15.4.23

From the Apostle Paul’s first letter to the Corinthians (15:35-50; translated by David Bentley Hart)

But someone will say, “How are the dead raised, and with what kind of body do they come?” Ridiculous man, what you sow is not made alive unless it dies; and, whatever it is you sow, you are not sowing the body that is going to come into being, but a naked grain — perhaps of wheat, or of something else; but God gives it a body as he has willed, and to each one of the seeds a body of its own. Not all flesh is the same flesh; rather, indeed, one is that of human beings, another is flesh of beasts, another is flesh of birds, and another is flesh of fishes. Both heavenly bodies and earthly bodies — but the glory of the heavenly is different, while that of the earthly is different again. One glory of the sun, another glory of the moon, and another glory of the stars; for star differs from star in glory. Thus also the resurrection of the dead: it is sown in perishability, it is raised in imperishability; it is sown in dishonor, it is raised in glory; it is sown in weakness, it is raised in power; it is sown a physical body, it is raised a spiritual body. If there is a psychical body, there is also a spiritual. So it has also been written, “The first man Adam came to be a living soul,” and the last Adam a life-making spirit. But not the spiritual first, but rather the psychical, the spiritual thereafter.

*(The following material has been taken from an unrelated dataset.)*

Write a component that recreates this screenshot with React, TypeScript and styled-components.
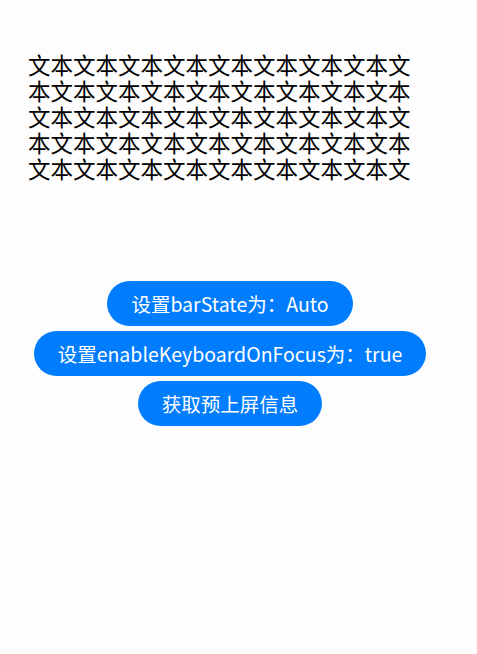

The first man out of the earth — earthly; the second man out of heaven. As the earthly man, so also those who are earthly; and, as the heavenly, so also those who are heavenly; and, just as we have borne the image of the earthly man, we shall also bear the image of the heavenly man. And I say this, brothers: that flesh and blood cannot inherit the Kingdom of God; neither does perishability inherit imperishability.